We began organizing around the idea of transit-oriented development in 1998 when it was revealed that the Red Line was going through East Hollywood. We brought together the different stakeholders in the East Hollywood community including equity groups, business sectors, residents, seniors, and workers and starting doing visioning exercises. This visioning process was adopted as a specific plan by the City in 2001 as the Station Area Neighborhood Plan, a planning tool that would not just enshrine the vision of the community, but also implement it by laying out specific elements and service guidelines that developers had to comply with for any development within a .25 mile of a Red Line station.

That helped us prevent displacement and gentrification until today because this Station Area Plan and elements like affordable housing production, historic preservation, open space, greenery, sustainable, walkable, and pedestrian-friendly sustainable development. What really kept developers in check were height restrictions and limited parking. That’s where our equity and transit-oriented development visioning campaign began in 1998.

Since then, Thai Community Development Center has taken full advantage of that as the gatekeeper of equity in the area. For example, having our farmer’s markets there at the actual station to address food insecurity and provide access to fresh, healthy produce. We have planned a lot of activities around the transit-oriented community, including cultural promotion and preservation activities.

Now we’re building the Thai Town Marketplace—a social enterprise and business incubator that will provide the retail space for Metro Red Line Station at the Porto Plaza. It is an asset-building activity that will create 18 new businesses every three years, creating about 40 jobs

Thomas Yee: We know Los Angeles has made some progress, but if our vision is for transit options for everyone and affordable housing options to everyone, we’re not there yet. So, how else can we be bold to achieve this vision?

Jessica Meany: I spend a lot of time at Metro, which is more than just a bus and train agency. Metro builds our freeways, our roads, our streets. Taking a step back, Metro really is the funder. Over 70 percent of the funding for our streets, sidewalks, bike lanes, bus lanes, and trains comes from our county sales tax. We have four of them and that’s how we’re funding this transportation revolution.

For me, we need to get real about where our public dollars are going and why, who pays, and who benefits? At Metro, one of the things I’m both hopeful and concerned about is that all of our research shows that the biggest indicators for baking in access are race and income. For as long as I’ve been advocating at Metro, they’ve emphasized that everybody is equal. But our neighborhoods are really different, our ability to get around is really different, and our ability to have options is really different.

If you have discretionary income, are able-bodied, live close enough to get to work within a few miles of where your kids go to school, you’re not caring for kids or an older adult, and live downtown or somewhere served by scooters and jump bikes, yeah, it is a transportation revolution. With any those indicators though, it’s not. But we’re still doling out our shared tax dollars for mobility based on all neighborhoods being equal.
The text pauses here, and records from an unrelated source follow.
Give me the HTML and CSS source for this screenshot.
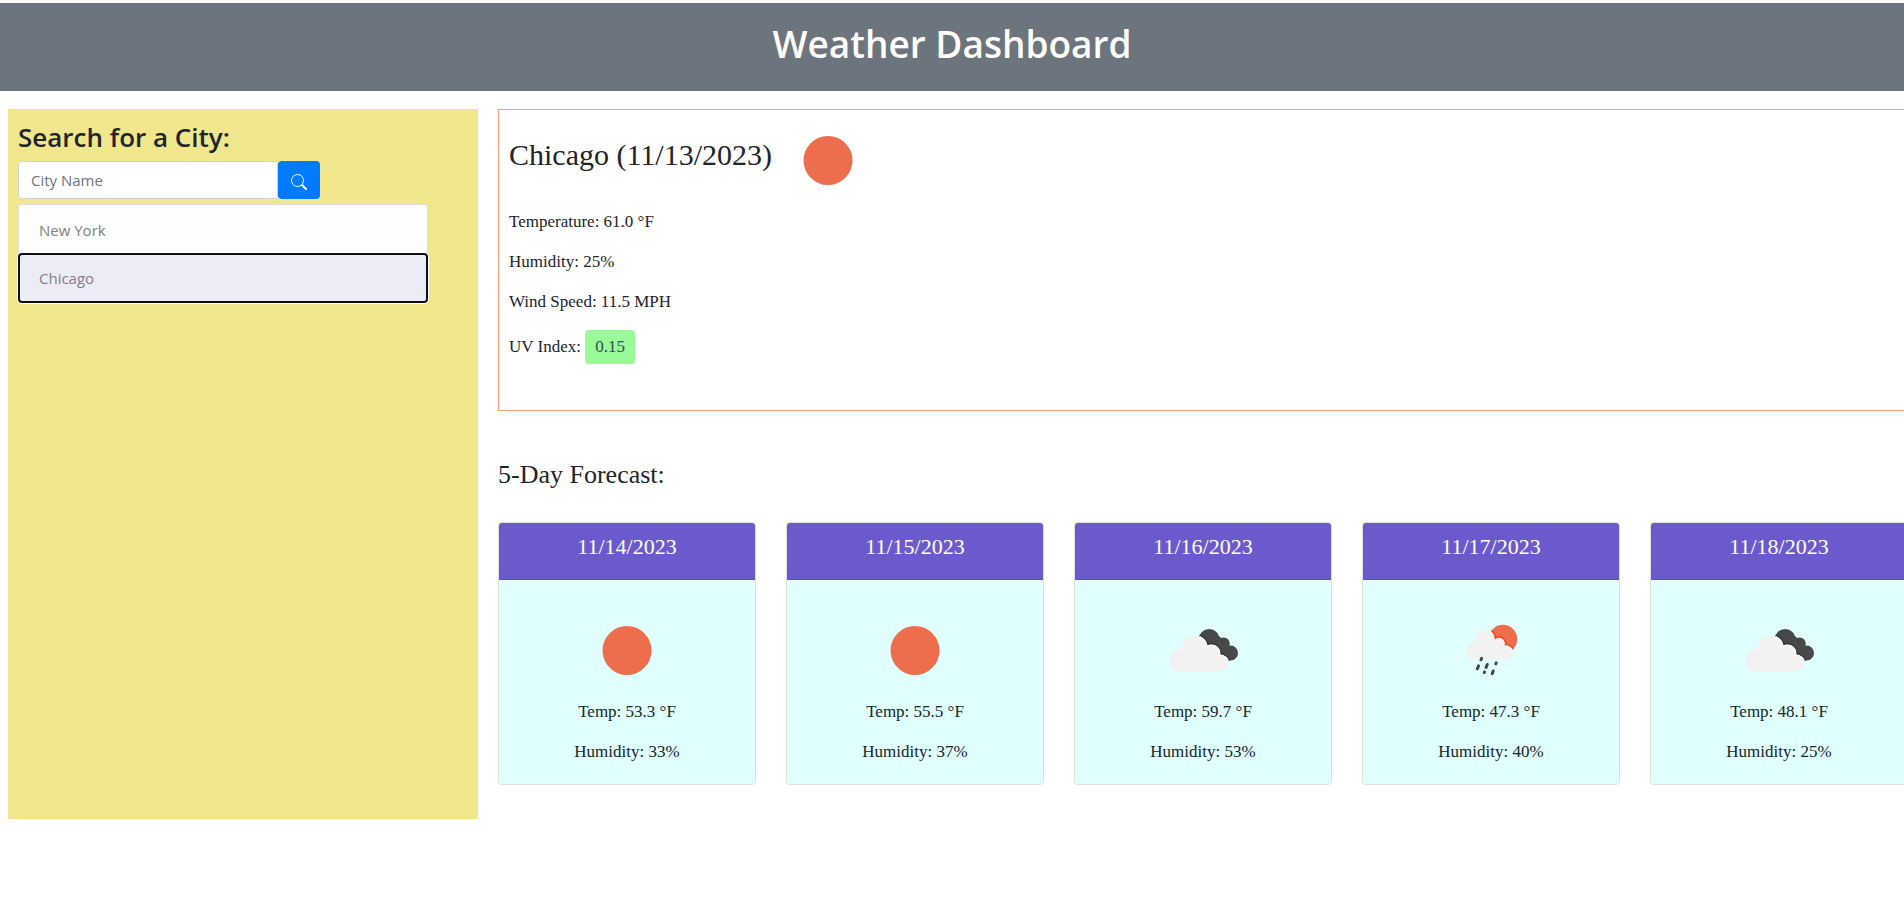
FILE: index.html
```html
<!DOCTYPE html>
<html lang="en">
<head>
<meta charset="utf-8">
<title>Weather Dashboard</title>
<link rel="stylesheet" href="styles.css">
</head>
<body>
<svg class="sprite" aria-hidden="true">
  <symbol id="sun" viewBox="0 0 100 100">
    <circle cx="50" cy="50.5" r="24.5" fill="#ec6e4c"/>
  </symbol>
  <symbol id="clouds" viewBox="0 0 100 100">
    <clipPath id="dark-clip">
      <circle cx="56" cy="39.2" r="10.2"/><circle cx="70.7" cy="43.4" r="6"/><circle cx="77.6" cy="53" r="7.4"/>
      <path d="M48 45 62 32 75 45 80 53 77 60.4 68 61Z"/>
    </clipPath>
    <g clip-path="url(#dark-clip)">
      <rect width="100" height="100" fill="#48484a"/>
      <g fill="#222" stroke="#222" stroke-width="4">
        <circle cx="41.5" cy="48" r="12.3"/><circle cx="58.5" cy="53.2" r="8"/><circle cx="67" cy="63.7" r="8.4"/>
      </g>
      <g fill="#fff" stroke="#fff" stroke-width="2">
        <circle cx="41.5" cy="48" r="12.3"/><circle cx="58.5" cy="53.2" r="8"/><circle cx="67" cy="63.7" r="8.4"/>
      </g>
    </g>
    <g fill="#f2f2f2">
      <circle cx="27.4" cy="61" r="11.1"/><circle cx="41.5" cy="48" r="12.3"/><circle cx="58.5" cy="53.2" r="7.8"/><circle cx="67" cy="63.7" r="8.3"/>
      <path d="M27 72V51L42 45 60 51 67 57V72Z"/>
    </g>
  </symbol>
  <symbol id="rain" viewBox="0 0 100 100">
    <clipPath id="sun-clip"><circle cx="62" cy="39" r="14.2"/></clipPath>
    <g clip-path="url(#sun-clip)">
      <rect width="100" height="100" fill="#ec6e4c"/>
      <g fill="#f0491f" stroke="#f0491f" stroke-width="3">
        <circle cx="44" cy="39" r="9.8"/><circle cx="58" cy="43.6" r="5.9"/><circle cx="65" cy="52.5" r="7.2"/>
      </g>
    </g>
    <g fill="#f2f2f2">
      <circle cx="33.6" cy="50.8" r="9"/><circle cx="44" cy="39" r="9.8"/><circle cx="58" cy="43.6" r="5.9"/><circle cx="65" cy="52.5" r="7.2"/>
      <path d="M33 59.8V43L44 39 58 42 66 49V59.8Z"/>
    </g>
    <path d="M40.6 58.4 40 59.8M37.6 65.8 36.4 68.8M46.3 64.5 45.1 67.4M55.2 62.9 54.8 63.8M43.5 72 43.3 72.6M52.2 71 51.2 73.6" stroke="#48484a" stroke-width="3" stroke-linecap="round"/>
  </symbol>
</svg>

<header class="banner"><h1 class="banner-title">Weather Dashboard</h1></header>

<div class="layout">
  <aside class="sidebar">
    <h2 class="sidebar-title"><label for="city">Search for a City:</label></h2>
    <form class="search">
      <input class="search-input" id="city" type="text" placeholder="City Name">
      <button class="search-button" type="button" aria-label="Search">
        <svg width="16" height="16" viewBox="0 0 16 16" fill="none" stroke="currentColor" aria-hidden="true"><circle cx="6.5" cy="6.5" r="6"/><path d="M11 11 15 15" stroke-width="2" stroke-linecap="round"/></svg>
      </button>
    </form>
    <div class="history">
      <button class="history-item" type="button">New York</button>
      <button class="history-item history-item-active" type="button">Chicago</button>
    </div>
  </aside>

  <main class="content">
    <section class="current">
      <div class="current-head">
        <h3 class="current-title">Chicago (11/13/2023)</h3>
        <svg class="icon"><use href="#sun"/></svg>
      </div>
      <p class="reading">Temperature: 61.0 °F</p>
      <p class="reading">Humidity: 25%</p>
      <p class="reading">Wind Speed: 11.5 MPH</p>
      <p class="reading">UV Index: <span class="uv">0.15</span></p>
    </section>

    <h3 class="forecast-title">5-Day Forecast:</h3>
    <section class="forecast">
      <article class="card">
        <h5 class="card-date">11/14/2023</h5>
        <div class="card-body"><svg class="icon"><use href="#sun"/></svg><p class="reading">Temp: 53.3 °F</p><p class="reading">Humidity: 33%</p></div>
      </article>
      <article class="card">
        <h5 class="card-date">11/15/2023</h5>
        <div class="card-body"><svg class="icon"><use href="#sun"/></svg><p class="reading">Temp: 55.5 °F</p><p class="reading">Humidity: 37%</p></div>
      </article>
      <article class="card">
        <h5 class="card-date">11/16/2023</h5>
        <div class="card-body"><svg class="icon"><use href="#clouds"/></svg><p class="reading">Temp: 59.7 °F</p><p class="reading">Humidity: 53%</p></div>
      </article>
      <article class="card">
        <h5 class="card-date">11/17/2023</h5>
        <div class="card-body"><svg class="icon"><use href="#rain"/></svg><p class="reading">Temp: 47.3 °F</p><p class="reading">Humidity: 40%</p></div>
      </article>
      <article class="card">
        <h5 class="card-date">11/18/2023</h5>
        <div class="card-body"><svg class="icon"><use href="#clouds"/></svg><p class="reading">Temp: 48.1 °F</p><p class="reading">Humidity: 25%</p></div>
      </article>
    </section>
  </main>
</div>
</body>
</html>
```
FILE: styles.css
```css
* { box-sizing: border-box; }
body {
  margin: 0;
  padding-top: 3px;
  overflow-x: hidden;
  background: #fff;
  color: #212529;
  font: 15px/24px "Segoe UI", "Open Sans", sans-serif;
}
h1, h2, h3, h5, p { margin: 0; }
.sprite { position: absolute; width: 0; height: 0; }
.banner {
  padding: 17px 16px 23px;
  background: #6c757d;
  color: #fff;
  text-align: center;
}
.banner-title { font-size: 37px; line-height: 48px; font-weight: 600; }
.layout {
  display: grid;
  grid-template-columns: 25% minmax(0, 1fr);
  gap: 16px;
  margin-top: 18px;
  padding-left: 8px;
}
.sidebar {
  margin-right: 4px;
  padding: 10px;
  background: #f0e68c;
}
.sidebar-title { padding-top: 1px; margin-bottom: 7px; font-size: 26px; line-height: 34px; font-weight: 600; }
.search { display: flex; width: 67%; }
.search-input {
  flex: 1;
  min-width: 0;
  height: 38px;
  padding: 6px 12px;
  border: 1px solid #ced4da;
  border-radius: 4px 0 0 4px;
  background: #fff;
  font: inherit;
}
.search-input::placeholder { color: #6c757d; opacity: 1; }
.search-button {
  display: grid;
  place-items: center;
  width: 42px;
  padding: 4px 0 0;
  border: 0;
  border-radius: 4px;
  background: #007bff;
  color: #fff;
}
.history { display: flex; flex-direction: column; width: 91%; margin-top: 5px; }
.history-item {
  height: 50px;
  padding: 0 20px;
  border: 1px solid #dfdfdf;
  border-bottom: 0;
  border-radius: 4px 4px 0 0;
  background: #fdfdfd;
  color: #818182;
  font: inherit;
  text-align: left;
}
.history-item-active {
  margin-top: -1px;
  padding: 0 19px;
  border: 2px solid #101010;
  border-radius: 4px;
  background: #ececf6;
  box-shadow: 0 0 0 1px #fff;
}
.content { font-family: Georgia, "Liberation Serif", serif; font-size: 17px; }
.current {
  padding: 0 10px 46px;
  border: 1px solid #ffa07a;
  border-right: 0;
}
.current-head { display: flex; gap: 6px; }
.current-title { padding-top: 28px; font-size: 30px; line-height: 34px; font-weight: 400; }
.icon { display: block; width: 100px; height: 100px; }
.reading + .reading { margin-top: 16px; }
.uv {
  display: inline-block;
  padding: 5px 10px;
  border-radius: 4px;
  background: #98fb98;
  color: #2f4f4f;
}
.forecast-title { margin: 48px 0 32px; font-size: 26px; line-height: 31px; font-weight: 400; }
.forecast { display: flex; gap: 30px; padding-bottom: 34px; }
.card {
  flex: 0 0 258px;
  border: 1px solid #dfdfdf;
  border-radius: 4px;
  overflow: hidden;
  background: #e0ffff;
  text-align: center;
}
.card-date {
  padding: 12px 20px 20px;
  border-bottom: 1px solid #5f50b8;
  background: #6a5acd;
  color: #fff;
  font-size: 22px;
  line-height: 24px;
  font-weight: 400;
}
.card-body { padding: 20px; }
.card .icon { margin: 0 auto; }
```
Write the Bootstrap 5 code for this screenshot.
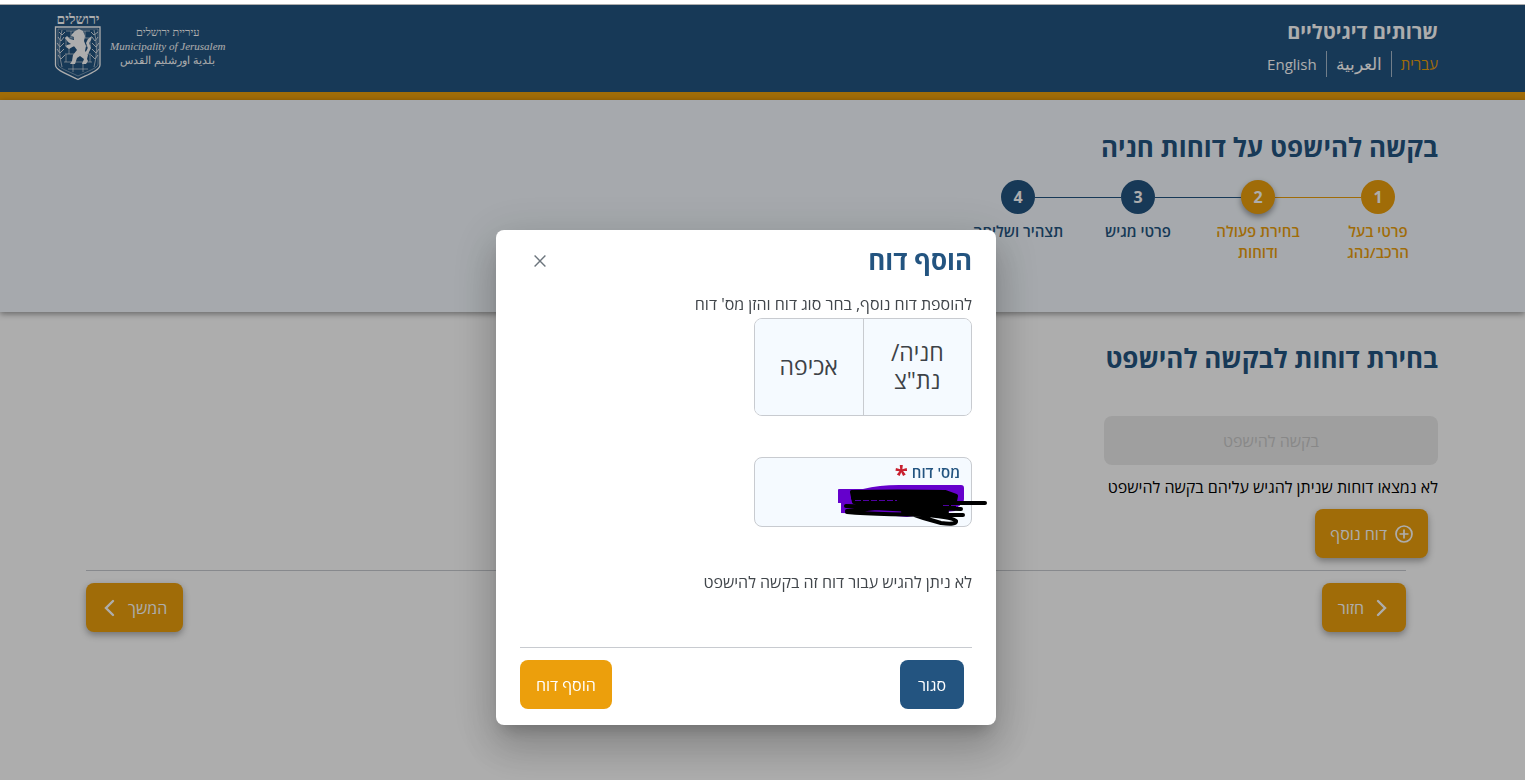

In order to shift that, Metro adopted what’s called Equity Focused Communities using race, income, and households with few cars to map across LA County where our high-need areas are. It remains to be seen whether or not we target real resources and move Metro away from thinking they’re good on equity when there’s a dedicated bus lane or stop for a bus that arrives every 45 minutes on a good day. We need more wrap-around policies at Metro not just for buses that show up every once in a while, but for high-quality service options.

We also need Metro to step up in a more collaborative way, which they are. Leveraging real money for affordable housing where we’re putting high-quality transit investment with a real targeted look at where those neighborhoods are and what we’re doing there beyond putting up a sign that says a bus is going to show up when it can.

We need a real intention to acknowledge the role that race and income play in access by targeting money and resources that the community gets to decide upon; how it’s spent and measuring whether or not we’re moving the needle.

For me, transportation is way more than how fast and how far; it involves shifting our frame to understand transportation as access to jobs and education and getting our transportation agency to really embody that a lot more.